The first command allows connections from 185.92.26.5 (ACCEPT), and the second command blocks them from every other IP (0.0.0.0/0, DROP).

Step 3: Run Tabula again

Now you need to run Tabula again with the same command as before

java -Dfile.encoding=utf-8 -Xms256M -Xmx1024M -jar tabula/tabula.jar

If you messed something up

Did you mess something up? Can you not connect any more? Undo your changes to iptables by running the following two commands on your server:

iptables -X
iptables -F

Running the server after you’ve disconnected

If you’d like to keep your server running after you’ve disconnected, you need to run it in the background, and make sure it doesn’t stop when you disconnect.
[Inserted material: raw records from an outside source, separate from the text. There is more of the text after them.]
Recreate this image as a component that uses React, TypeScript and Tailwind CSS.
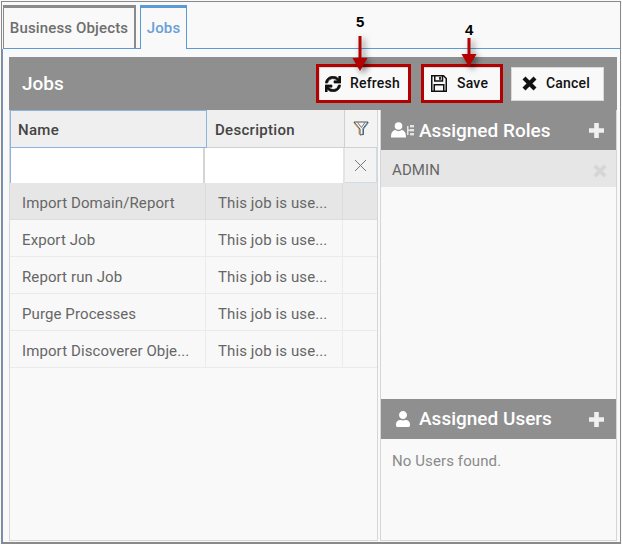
import { FaSync, FaUser } from "react-icons/fa"

const jobs = ["Import Domain/Report", "Export Job", "Report run Job", "Purge Processes", "Import Discoverer Obje..."]

function Arrow({ height }: { height: number }) {
  return (
    <svg width="16" height={height} viewBox={`0 0 16 ${height}`} className="overflow-visible drop-shadow-[3px_3px_3px_rgba(0,0,0,0.5)]">
      <rect x="6.5" y="0" width="3" height={height - 8} fill="#b30000" />
      <polygon points={`0.5,${height - 13} 15.5,${height - 13} 8,${height}`} fill="#b30000" />
    </svg>
  )
}

function Cross({ size, color }: { size: number; color: string }) {
  return (
    <svg width={size} height={size} viewBox="0 0 15 15" stroke={color} strokeWidth="4.2" fill="none">
      <path d="M2 2 L13 13 M13 2 L2 13" />
    </svg>
  )
}

function Plus() {
  return (
    <svg width="15" height="15" viewBox="0 0 15 15" fill="#f0f0f0">
      <path d="M5.2 0 H9.8 V5.2 H15 V9.8 H9.8 V15 H5.2 V9.8 H0 V5.2 H5.2 Z" />
    </svg>
  )
}

function Floppy() {
  return (
    <svg width="16" height="17" viewBox="0 0 16 17" fill="none" stroke="#111" strokeWidth="1.5">
      <path d="M0.75 0.75 H12.5 L15.25 3.5 V16.25 H0.75 Z" />
      <path d="M3.75 1 V6 H11.5 V1" />
      <path d="M3.25 16 V9.75 H12.75 V16" />
      <path d="M9 2 V4.8" strokeWidth="1.8" />
    </svg>
  )
}

function ToolButton({ icon, label, className }: { icon: React.ReactNode; label: string; className: string }) {
  return (
    <button className={`flex h-[34px] items-center border border-[#d9d9d9] bg-[#f9f9f9] text-[14px] font-medium tracking-[0.2px] text-[#111] ${className}`}>
      {icon}
      {label}
    </button>
  )
}

export default function App() {
  return (
    <div className="relative h-[544px] w-[622px] overflow-hidden bg-[#f9f9f9] pl-px pt-px font-['Roboto',sans-serif]">
      <div className="flex h-[543px] w-[620px] flex-col border-x border-t border-b-2 border-[#8a8a8a]">
        {/* Tabs */}
        <div className="ml-px mt-[3px] flex h-[44px] shrink-0 items-stretch border-b border-[#5b9bd5]">
          <div className="flex w-[133px] items-center justify-center border-l border-r-2 border-t-[3px] border-[#8a8a8a] text-[15px] font-medium tracking-[0.15px] text-[#6e6e6e]">
            Business Objects
          </div>
          <div className="mb-[-1px] ml-1 flex w-[47px] items-center justify-center border-x border-t-[3px] border-[#5b9bd5] bg-[#f9f9f9] text-[15px] font-medium tracking-[0.15px] text-[#6a9fd8]">
            Jobs
          </div>
        </div>

        {/* Panel */}
        <div className="flex min-h-0 flex-1 flex-col border-l border-[#6f93c0] pb-px pl-[6px] pr-[2px] pt-2">
          <div className="flex h-[53px] w-[608px] shrink-0 items-center bg-[#8f8f8f] pl-[13px] pr-[13px]">
            <span className="pt-px text-[19px] font-medium text-white">Jobs</span>
            <div className="ml-auto flex items-center">
              <ToolButton icon={<FaSync className="text-[16px]" stroke="#111" strokeWidth={24} />} label="Refresh" className="w-[92px] gap-[9px] pl-[5px]" />
              <div className="w-[12px]" />
              <ToolButton icon={<Floppy />} label="Save" className="w-[78px] gap-[10px] pl-[7px]" />
              <div className="w-[10px]" />
              <ToolButton icon={<Cross size={15} color="#111" />} label="Cancel" className="w-[93px] gap-[9px] pl-[10px]" />
            </div>
          </div>

          <div className="flex min-h-0 w-[608px] flex-1">
            {/* Jobs grid */}
            <div className="flex w-[369px] shrink-0 flex-col border-x border-b border-[#d6d6d6]">
              <div className="flex h-[38px] shrink-0 text-[15px] font-medium tracking-[0.3px] text-[#444]">
                <div className="flex w-[197px] items-center border border-[#8db4dc] bg-[#efefef] pl-[7px] pt-[3px]">Name</div>
                <div className="flex w-[137px] items-center border-b border-[#d0d0d0] bg-[#efefef] pl-2 pt-[3px]">Description</div>
                <div className="flex flex-1 items-center justify-center border-b border-l border-[#d0d0d0] bg-[#f3f3f3]">
                  <svg width="16" height="15" viewBox="0 0 16 15" fill="none">
                    <path d="M0.5 1.5 L6 8 V13" stroke="#d9a441" strokeWidth="1" />
                    <path d="M15.5 1.5 L10.5 8 V14" stroke="#3f8fd0" strokeWidth="1" />
                    <path d="M1 1 H15 L10 7.5 V13.5 L7 14 V8 L1 1 Z" stroke="#444" strokeWidth="0.9" />
                    <path d="M4.5 1.5 L8.5 6.5 L12 1.5" stroke="#666" strokeWidth="0.9" />
                  </svg>
                </div>
              </div>
              <div className="flex h-[35px] shrink-0">
                <div className="w-[195px] border-l border-r-2 border-[#d4d4d4] border-l-[#8db4dc] bg-white" />
                <div className="w-[140px] border-r-2 border-[#e4e4e4] bg-white" />
                <div className="flex flex-1 items-center justify-center border-b border-r border-[#cfdcea] bg-[#f3f3f3]">
                  <svg width="13" height="13" viewBox="0 0 13 13" stroke="#777" strokeWidth="1" fill="none">
                    <path d="M1 1 L12 12 M12 1 L1 12" />
                  </svg>
                </div>
              </div>
              {jobs.map((job, i) => (
                <div key={job} className={`flex h-[37px] shrink-0 border-b text-[15px] tracking-[0.1px] text-[#666] ${i === 0 ? "border-[#dcdcdc] bg-[#e6e6e6]" : "border-[#ebebeb] bg-[#f8f8f8]"}`}>
                  <div className={`flex w-[196px] items-center border-r pl-3 pt-1 ${i === 0 ? "border-[#dcdcdc]" : "border-[#ebebeb]"}`}>{job}</div>
                  <div className={`flex w-[137px] items-center border-r pl-3 pt-1 ${i === 0 ? "border-[#dcdcdc]" : "border-[#ebebeb]"}`}>This job is use...</div>
                  <div className="flex-1" />
                </div>
              ))}
            </div>

            {/* Roles and users */}
            <div className="ml-[2px] flex w-[237px] shrink-0 flex-col border-x border-b border-[#d6d6d6]">
              <div className="flex h-10 shrink-0 items-center bg-[#8f8f8f] pr-[12px] text-white">
                <svg width="24" height="16" viewBox="0 0 24 16" fill="#fff" className="ml-[10px]">
                  <circle cx="7.5" cy="4" r="3.8" />
                  <path d="M0 15.5 C0 10 2 8.5 4.2 8 C6.2 9.5 8.8 9.5 10.8 8 C13 8.5 15 10 15 15.5 Z" />
                  <g fill="#e4e4e4">
                    <rect x="16" y="4" width="1.5" height="9" />
                    <rect x="16" y="7.5" width="3" height="1.5" />
                    <rect x="19" y="3" width="4" height="2.4" />
                    <rect x="19" y="7" width="4" height="2.4" />
                    <rect x="19" y="11" width="4" height="2.4" />
                  </g>
                </svg>
                <span className="ml-[4px] pt-[2px] text-[19px] font-medium">Assigned Roles</span>
                <span className="ml-auto"><Plus /></span>
              </div>
              <div className="flex h-[37px] shrink-0 items-center justify-between bg-[#e6e6e6] pl-[11px] pr-[9px] pt-1 text-[15px] tracking-[0.1px] text-[#666]">
                ADMIN
                <Cross size={14} color="#d6d6d6" />
              </div>
              <div className="h-[212px] shrink-0 bg-[#f9f9f9]" />
              <div className="flex h-10 shrink-0 items-center bg-[#8f8f8f] pr-[12px] text-white">
                <FaUser className="ml-[14px] text-[16px]" />
                <span className="ml-[8px] pt-px text-[19px] font-medium">Assigned Users</span>
                <span className="ml-auto"><Plus /></span>
              </div>
              <div className="pl-[11px] pt-[11px] text-[15px] tracking-[0.1px] text-[#8a8a8a]">No Users found.</div>
            </div>
          </div>
        </div>
      </div>

      {/* Annotations laid over the toolbar */}
      <div className="absolute left-[316px] top-[64px] h-[39px] w-[95px] border-[3px] border-[#b30000]" />
      <div className="absolute left-[421px] top-[64px] h-[39px] w-[82px] border-[3px] border-[#b30000]" />
      <span className="absolute left-[356px] top-[14px] font-['Liberation_Sans',sans-serif] text-[15px] font-bold leading-4 text-black">5</span>
      <span className="absolute left-[465px] top-[22px] font-['Liberation_Sans',sans-serif] text-[15px] font-bold leading-4 text-black">4</span>
      <div className="absolute left-[352px] top-[36px]"><Arrow height={35} /></div>
      <div className="absolute left-[461px] top-[38px]"><Arrow height={29} /></div>
    </div>
  )
}
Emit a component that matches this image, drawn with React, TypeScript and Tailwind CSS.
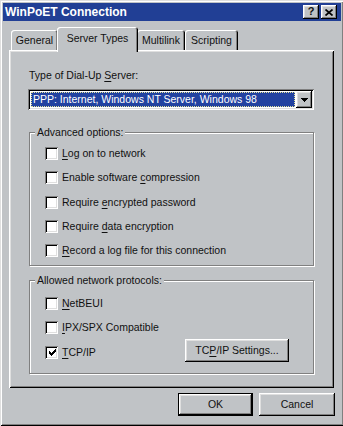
import React from "react";

function U({ children }: { children: React.ReactNode }) {
  return <span className="underline decoration-1 underline-offset-[2px]">{children}</span>;
}

function Check({ checked }: { checked?: boolean }) {
  return (
    <div className="w-[13px] h-[13px] shrink-0 bg-white flex items-center justify-center shadow-[inset_1px_1px_0_#808080,inset_-1px_-1px_0_#ffffff,inset_2px_2px_0_#000000,inset_-2px_-2px_0_#dfdfdf]">
      {checked && (
        <svg width="7" height="7" viewBox="0 0 7 7" className="ml-[1px] mt-[1px]" shapeRendering="crispEdges">
          <rect x="6" y="0" width="1" height="3" fill="#000" />
          <rect x="5" y="1" width="1" height="3" fill="#000" />
          <rect x="4" y="2" width="1" height="3" fill="#000" />
          <rect x="3" y="3" width="1" height="3" fill="#000" />
          <rect x="2" y="4" width="1" height="3" fill="#000" />
          <rect x="1" y="3" width="1" height="3" fill="#000" />
          <rect x="0" y="2" width="1" height="3" fill="#000" />
        </svg>
      )}
    </div>
  );
}

function Row({ h, checked, children }: { h: string; checked?: boolean; children: React.ReactNode }) {
  return (
    <div className={`${h} flex items-center pl-[15px] gap-[4px]`}>
      <Check checked={checked} />
      <span>{children}</span>
    </div>
  );
}

const raised =
  "shadow-[inset_-1px_-1px_0_#000000,inset_1px_1px_0_#ffffff,inset_-2px_-2px_0_#808080,inset_2px_2px_0_#dfdfdf]";

export default function App() {
  return (
    <div className="w-[343px] h-[426px] overflow-hidden bg-[#c0c3c6] font-['Liberation_Sans',Arial,sans-serif] text-[10.5px] leading-[13px] text-[#111111]">
      <div className="w-[344px] h-[426px] p-[3px] flex flex-col shadow-[inset_1px_1px_0_#dfdfdf,inset_-1px_-1px_0_#000000,inset_2px_2px_0_#ffffff,inset_-2px_-2px_0_#808080]">
        {/* Title bar */}
        <div className="h-[18px] shrink-0 bg-[#213f95] flex items-center pl-[2px] pr-[4px]">
          <span className="text-white font-bold text-[12px] leading-[14px]">WinPoET Connection</span>
          <div className="ml-auto flex gap-[2px]">
            <div className={`w-[16px] h-[14px] bg-[#c0c3c6] ${raised} flex items-center justify-center font-bold text-[11px] leading-[11px] pb-[1px]`}>
              ?
            </div>
            <div className={`w-[16px] h-[14px] bg-[#c0c3c6] ${raised} flex items-center justify-center`}>
              <svg width="8" height="7" viewBox="0 0 8 7">
                <path d="M0.5 0.5 L7.5 6.5 M7.5 0.5 L0.5 6.5" stroke="#000" strokeWidth="1.7" />
              </svg>
            </div>
          </div>
        </div>

        {/* Client area */}
        <div className="flex flex-col pl-[6px] pt-[6px]">
          {/* Tabs */}
          <div className="h-[23px] flex items-end">
            <div className="ml-[2px] w-[47px] h-[20px] rounded-t-[3px] flex items-center justify-center shadow-[inset_1px_1px_0_#ffffff,inset_-1px_0_0_#000000,inset_-2px_0_0_#808080]">
              General
            </div>
            <div className="relative z-10 -ml-[1px] -mr-[1px] -mb-[2px] w-[81px] h-[25px] pb-[2px] rounded-t-[3px] bg-[#c0c3c6] flex items-center justify-center shadow-[inset_1px_1px_0_#ffffff,inset_-1px_0_0_#000000,inset_-2px_0_0_#808080]">
              Server Types
            </div>
            <div className="w-[48px] h-[20px] rounded-t-[3px] flex items-center justify-center shadow-[inset_1px_1px_0_#ffffff,inset_-1px_0_0_#000000,inset_-2px_0_0_#808080]">
              Multilink
            </div>
            <div className="w-[53px] h-[20px] rounded-t-[3px] flex items-center justify-center shadow-[inset_1px_1px_0_#ffffff,inset_-1px_0_0_#000000,inset_-2px_0_0_#808080]">
              Scripting
            </div>
          </div>

          {/* Panel */}
          <div className="w-[325px] h-[338px] flex flex-col pt-[19px] pl-[19px] pr-[20px] shadow-[inset_1px_1px_0_#ffffff,inset_-1px_-1px_0_#000000,inset_2px_2px_0_#dfdfdf,inset_-2px_-2px_0_#808080]">
            <div className="pl-[1px]">
              Type of Dial-Up <U>S</U>erver:
            </div>

            {/* Combo */}
            <div className="mt-[7px] h-[21px] w-full bg-white flex p-[2px] shadow-[inset_1px_1px_0_#808080,inset_-1px_-1px_0_#ffffff,inset_2px_2px_0_#000000,inset_-2px_-2px_0_#dfdfdf]">
              <div className="flex-1 m-[1px] bg-[#2242a0] border border-dotted border-[#e2e29a] text-white flex items-center pl-[1px] whitespace-nowrap">
                PPP: Internet, Windows NT Server, Windows 98
              </div>
              <div className={`w-[16px] h-[17px] bg-[#c0c3c6] ${raised} flex items-center justify-center`}>
                <svg width="7" height="4" viewBox="0 0 7 4" shapeRendering="crispEdges">
                  <path d="M0 0 H7 L3.5 4 Z" fill="#000" />
                </svg>
              </div>
            </div>

            {/* Advanced options */}
            <div className="mt-[22px] ml-[1px] w-[285px] flex flex-col border border-[#808080] shadow-[inset_1px_1px_0_#ffffff,1px_1px_0_#ffffff] pb-[2px]">
              <div className="-mt-[7px] ml-[5px] self-start bg-[#c0c3c6] px-[2px]">Advanced options:</div>
              <div className="mt-[2px] flex flex-col">
                <Row h="h-[24px]">
                  <U>L</U>og on to network
                </Row>
                <Row h="h-[25px]">
                  Enable software <U>c</U>ompression
                </Row>
                <Row h="h-[24px]">
                  Require <U>e</U>ncrypted password
                </Row>
                <Row h="h-[24px]">
                  Require <U>d</U>ata encryption
                </Row>
                <Row h="h-[25px]">
                  <U>R</U>ecord a log file for this connection
                </Row>
              </div>
            </div>

            {/* Allowed network protocols */}
            <div className="mt-[14px] ml-[1px] w-[285px] flex flex-col border border-[#808080] shadow-[inset_1px_1px_0_#ffffff,1px_1px_0_#ffffff] pb-[9px]">
              <div className="-mt-[7px] ml-[5px] self-start bg-[#c0c3c6] px-[2px]">Allowed network protocols:</div>
              <div className="mt-[4px] flex flex-col">
                <Row h="h-[24px]">
                  <U>N</U>etBEUI
                </Row>
                <Row h="h-[25px]">
                  <U>I</U>PX/SPX Compatible
                </Row>
                <div className="h-[24px] flex items-center pl-[15px] pr-[24px] gap-[4px]">
                  <Check checked />
                  <span>
                    <U>T</U>CP/IP
                  </span>
                  <div className={`ml-auto -mt-[3px] w-[104px] h-[23px] ${raised} flex items-center justify-center`}>
                    <span>
                      TC<U>P</U>/IP Settings...
                    </span>
                  </div>
                </div>
              </div>
            </div>
          </div>

          {/* Bottom buttons */}
          <div className="mt-[5px] w-[326px] flex justify-end gap-[6px]">
            <div className={`w-[75px] h-[23px] border border-black ${raised} flex items-center justify-center`}>
              OK
            </div>
            <div className={`w-[76px] h-[23px] ${raised} flex items-center justify-center`}>Cancel</div>
          </div>
        </div>
      </div>
    </div>
  );
}
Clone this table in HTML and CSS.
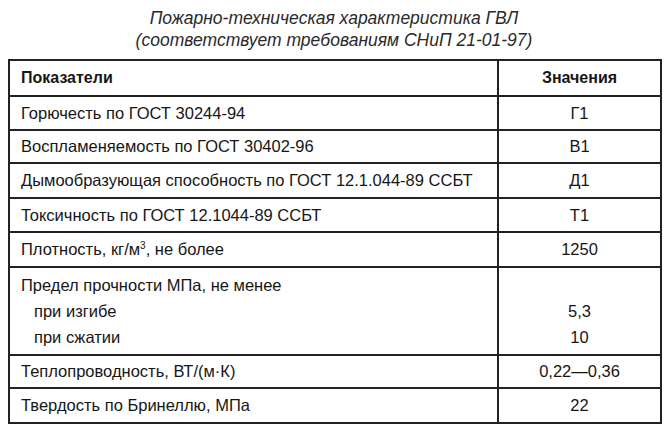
FILE: index.html
```html
<!DOCTYPE html>
<html lang="ru">
<head>
<meta charset="utf-8">
<link rel="stylesheet" href="styles.css">
</head>
<body>
<div class="page">
  <div class="title">
    <div>Пожарно-техническая характеристика ГВЛ</div>
    <div>(соответствует требованиям СНиП 21-01-97)</div>
  </div>
  <table class="spec">
    <colgroup><col class="c1"><col class="c2"></colgroup>
    <tr class="head"><th class="name">Показатели</th><th class="val">Значения</th></tr>
    <tr class="r34"><td class="name">Горючесть по ГОСТ 30244-94</td><td class="val">Г1</td></tr>
    <tr class="r33"><td class="name">Воспламеняемость по ГОСТ 30402-96</td><td class="val">В1</td></tr>
    <tr class="r35"><td class="name">Дымообразующая способность по ГОСТ 12.1.044-89 ССБТ</td><td class="val">Д1</td></tr>
    <tr class="r34"><td class="name">Токсичность по ГОСТ 12.1044-89 ССБТ</td><td class="val">Т1</td></tr>
    <tr class="r35"><td class="name">Плотность, кг/м<sup>3</sup>, не более</td><td class="val">1250</td></tr>
    <tr class="multi">
      <td class="name"><div>Предел прочности МПа, не менее</div><div class="sub">при изгибе</div><div class="sub">при сжатии</div></td>
      <td class="val"><div>&nbsp;</div><div>5,3</div><div>10</div></td>
    </tr>
    <tr class="r33"><td class="name">Теплопроводность, ВТ/(м·К)</td><td class="val">0,22—0,36</td></tr>
    <tr class="r35"><td class="name">Твердость по Бринеллю, МПа</td><td class="val">22</td></tr>
  </table>
</div>
</body>
</html>
```
FILE: styles.css
```css
html, body {
  margin: 0;
  background: #ffffff;
}
.page {
  width: 670px;
  height: 430px;
  padding: 7px 0 0 8px;
  box-sizing: border-box;
  font-family: "Liberation Sans", Arial, sans-serif;
  color: #161616;
}
.title {
  width: 652px;
  text-align: center;
  font-style: italic;
  font-size: 17.5px;
  line-height: 22px;
  color: #2a2a2a;
}
.spec {
  margin-top: 8px;
  width: 652px;
  border-collapse: collapse;
  table-layout: fixed;
  font-size: 16.5px;
}
.c1 { width: 489px; }
.c2 { width: 163px; }
.spec th, .spec td {
  border: 2px solid #222;
  padding: 0 0 0 11px;
  vertical-align: middle;
  font-weight: normal;
  text-align: left;
}
.spec .val {
  text-align: center;
  padding: 0;
}
.spec th {
  font-weight: bold;
  font-size: 16px;
  height: 34px;
}
.r33 td { height: 31px; }
.r34 td { height: 32px; }
.r35 td { height: 33px; }
.multi td {
  height: 86px;
  line-height: 26px;
  padding-top: 0;
}
.multi .sub { padding-left: 13px; }
sup {
  font-size: 10px;
  line-height: 0;
  vertical-align: 6px;
}
```
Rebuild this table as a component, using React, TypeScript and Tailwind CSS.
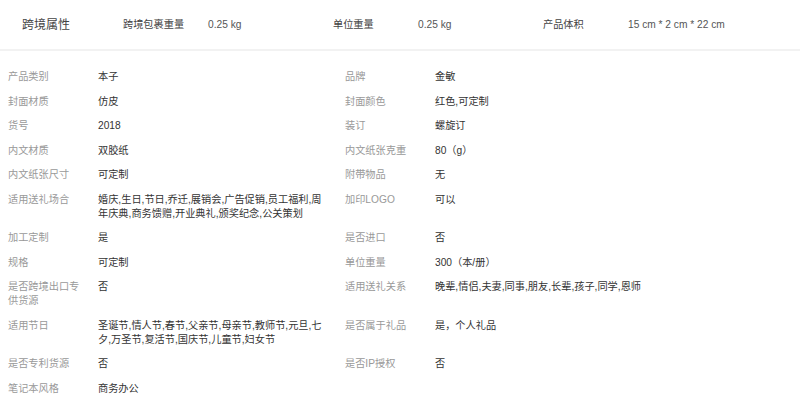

To do this, we add two pieces to our tabula command.

  • nohup is going to keep Tabula running after you disconnect
  • & is going to run Tabula in the background
nohup java -Dfile.encoding=utf-8 -Xms256M -Xmx1024M -jar tabula/tabula.jar &

Now you can type exit to leave your server but still be able to access it through the web. If it isn’t working yet, be sure to wait a few minutes for Tabula to start before you panic!

Stopping Tabula if it’s running in the background

Connect to the server, and run this command to stop Tabula

killall java

This will tell all java programs to exit (you’re hopefully only running Tabula!).